-- BEGIN DATASET RECORDS --

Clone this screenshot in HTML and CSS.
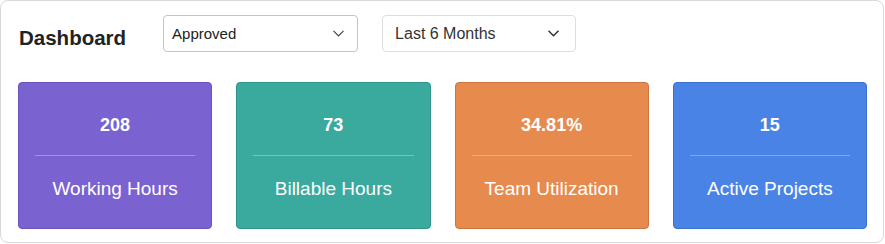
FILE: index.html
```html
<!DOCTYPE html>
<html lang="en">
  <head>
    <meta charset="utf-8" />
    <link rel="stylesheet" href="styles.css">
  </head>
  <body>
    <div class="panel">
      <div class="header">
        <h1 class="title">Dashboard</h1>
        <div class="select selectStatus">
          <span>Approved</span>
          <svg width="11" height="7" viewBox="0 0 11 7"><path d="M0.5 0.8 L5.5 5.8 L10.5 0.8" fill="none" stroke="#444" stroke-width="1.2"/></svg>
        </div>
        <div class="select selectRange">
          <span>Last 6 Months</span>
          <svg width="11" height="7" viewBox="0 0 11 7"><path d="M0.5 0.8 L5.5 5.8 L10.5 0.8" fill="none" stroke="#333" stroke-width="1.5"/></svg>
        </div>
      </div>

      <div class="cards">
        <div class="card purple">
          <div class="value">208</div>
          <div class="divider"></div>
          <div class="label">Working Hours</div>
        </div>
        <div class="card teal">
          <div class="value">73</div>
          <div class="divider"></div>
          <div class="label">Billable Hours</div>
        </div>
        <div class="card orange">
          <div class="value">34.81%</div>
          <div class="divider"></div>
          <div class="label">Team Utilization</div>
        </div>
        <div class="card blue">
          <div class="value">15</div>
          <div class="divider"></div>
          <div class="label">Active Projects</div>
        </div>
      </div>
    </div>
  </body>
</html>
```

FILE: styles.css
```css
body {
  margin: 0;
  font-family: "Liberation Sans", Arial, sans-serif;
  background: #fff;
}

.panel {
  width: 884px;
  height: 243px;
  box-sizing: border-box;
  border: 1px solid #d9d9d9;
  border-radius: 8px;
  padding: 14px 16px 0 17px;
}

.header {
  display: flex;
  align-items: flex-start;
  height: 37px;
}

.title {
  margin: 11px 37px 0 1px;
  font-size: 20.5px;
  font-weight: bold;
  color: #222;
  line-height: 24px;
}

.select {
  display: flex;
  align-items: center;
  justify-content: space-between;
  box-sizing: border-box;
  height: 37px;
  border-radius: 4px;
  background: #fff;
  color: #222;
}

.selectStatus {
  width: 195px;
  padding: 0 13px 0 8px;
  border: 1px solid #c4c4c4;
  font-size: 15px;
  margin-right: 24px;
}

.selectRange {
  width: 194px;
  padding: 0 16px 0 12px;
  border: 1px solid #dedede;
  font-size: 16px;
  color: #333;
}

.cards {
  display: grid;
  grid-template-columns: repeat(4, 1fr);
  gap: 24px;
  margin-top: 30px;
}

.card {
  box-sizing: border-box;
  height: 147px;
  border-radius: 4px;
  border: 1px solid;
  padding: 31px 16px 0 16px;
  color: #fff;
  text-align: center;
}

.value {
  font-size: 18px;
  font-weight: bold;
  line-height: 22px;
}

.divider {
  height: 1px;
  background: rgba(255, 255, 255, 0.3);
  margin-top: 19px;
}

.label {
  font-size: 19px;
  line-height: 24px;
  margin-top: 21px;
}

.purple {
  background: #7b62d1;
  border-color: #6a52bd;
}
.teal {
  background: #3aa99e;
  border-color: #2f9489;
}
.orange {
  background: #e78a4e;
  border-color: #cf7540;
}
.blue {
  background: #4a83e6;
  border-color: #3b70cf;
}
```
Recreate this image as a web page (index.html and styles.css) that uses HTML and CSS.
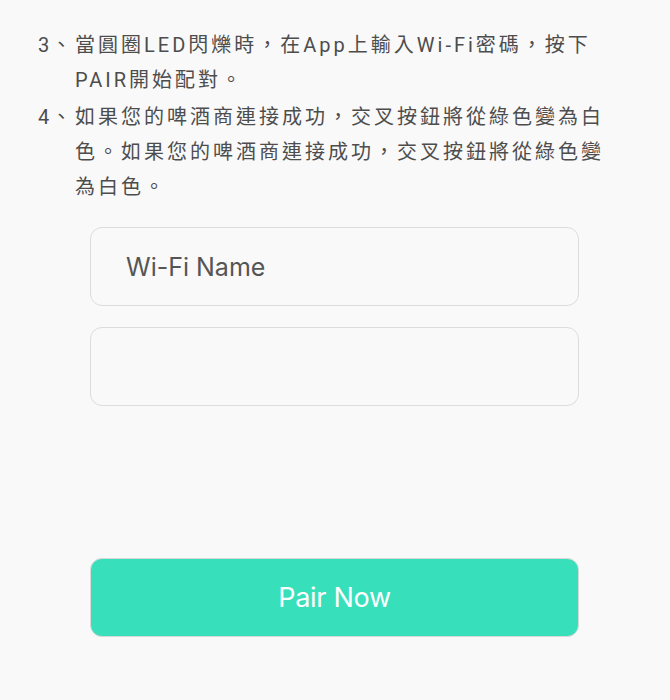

-- END DATASET RECORDS --

## [YOUR OBJECTIVE]
Copy out each record shown above without alteration, skipping any picture.

## [RESULT]
Clone this screenshot in HTML and CSS.
FILE: index.html
```html
<!DOCTYPE html>
<html lang="en">
  <head>
    <meta charset="utf-8" />
    <link rel="stylesheet" href="styles.css">
  </head>
  <body>
    <div class="panel">
      <div class="header">
        <h1 class="title">Dashboard</h1>
        <div class="select selectStatus">
          <span>Approved</span>
          <svg width="11" height="7" viewBox="0 0 11 7"><path d="M0.5 0.8 L5.5 5.8 L10.5 0.8" fill="none" stroke="#444" stroke-width="1.2"/></svg>
        </div>
        <div class="select selectRange">
          <span>Last 6 Months</span>
          <svg width="11" height="7" viewBox="0 0 11 7"><path d="M0.5 0.8 L5.5 5.8 L10.5 0.8" fill="none" stroke="#333" stroke-width="1.5"/></svg>
        </div>
      </div>

      <div class="cards">
        <div class="card purple">
          <div class="value">208</div>
          <div class="divider"></div>
          <div class="label">Working Hours</div>
        </div>
        <div class="card teal">
          <div class="value">73</div>
          <div class="divider"></div>
          <div class="label">Billable Hours</div>
        </div>
        <div class="card orange">
          <div class="value">34.81%</div>
          <div class="divider"></div>
          <div class="label">Team Utilization</div>
        </div>
        <div class="card blue">
          <div class="value">15</div>
          <div class="divider"></div>
          <div class="label">Active Projects</div>
        </div>
      </div>
    </div>
  </body>
</html>
```

FILE: styles.css
```css
body {
  margin: 0;
  font-family: "Liberation Sans", Arial, sans-serif;
  background: #fff;
}

.panel {
  width: 884px;
  height: 243px;
  box-sizing: border-box;
  border: 1px solid #d9d9d9;
  border-radius: 8px;
  padding: 14px 16px 0 17px;
}

.header {
  display: flex;
  align-items: flex-start;
  height: 37px;
}

.title {
  margin: 11px 37px 0 1px;
  font-size: 20.5px;
  font-weight: bold;
  color: #222;
  line-height: 24px;
}

.select {
  display: flex;
  align-items: center;
  justify-content: space-between;
  box-sizing: border-box;
  height: 37px;
  border-radius: 4px;
  background: #fff;
  color: #222;
}

.selectStatus {
  width: 195px;
  padding: 0 13px 0 8px;
  border: 1px solid #c4c4c4;
  font-size: 15px;
  margin-right: 24px;
}

.selectRange {
  width: 194px;
  padding: 0 16px 0 12px;
  border: 1px solid #dedede;
  font-size: 16px;
  color: #333;
}

.cards {
  display: grid;
  grid-template-columns: repeat(4, 1fr);
  gap: 24px;
  margin-top: 30px;
}

.card {
  box-sizing: border-box;
  height: 147px;
  border-radius: 4px;
  border: 1px solid;
  padding: 31px 16px 0 16px;
  color: #fff;
  text-align: center;
}

.value {
  font-size: 18px;
  font-weight: bold;
  line-height: 22px;
}

.divider {
  height: 1px;
  background: rgba(255, 255, 255, 0.3);
  margin-top: 19px;
}

.label {
  font-size: 19px;
  line-height: 24px;
  margin-top: 21px;
}

.purple {
  background: #7b62d1;
  border-color: #6a52bd;
}
.teal {
  background: #3aa99e;
  border-color: #2f9489;
}
.orange {
  background: #e78a4e;
  border-color: #cf7540;
}
.blue {
  background: #4a83e6;
  border-color: #3b70cf;
}
```
Recreate this image as a web page (index.html and styles.css) that uses HTML and CSS.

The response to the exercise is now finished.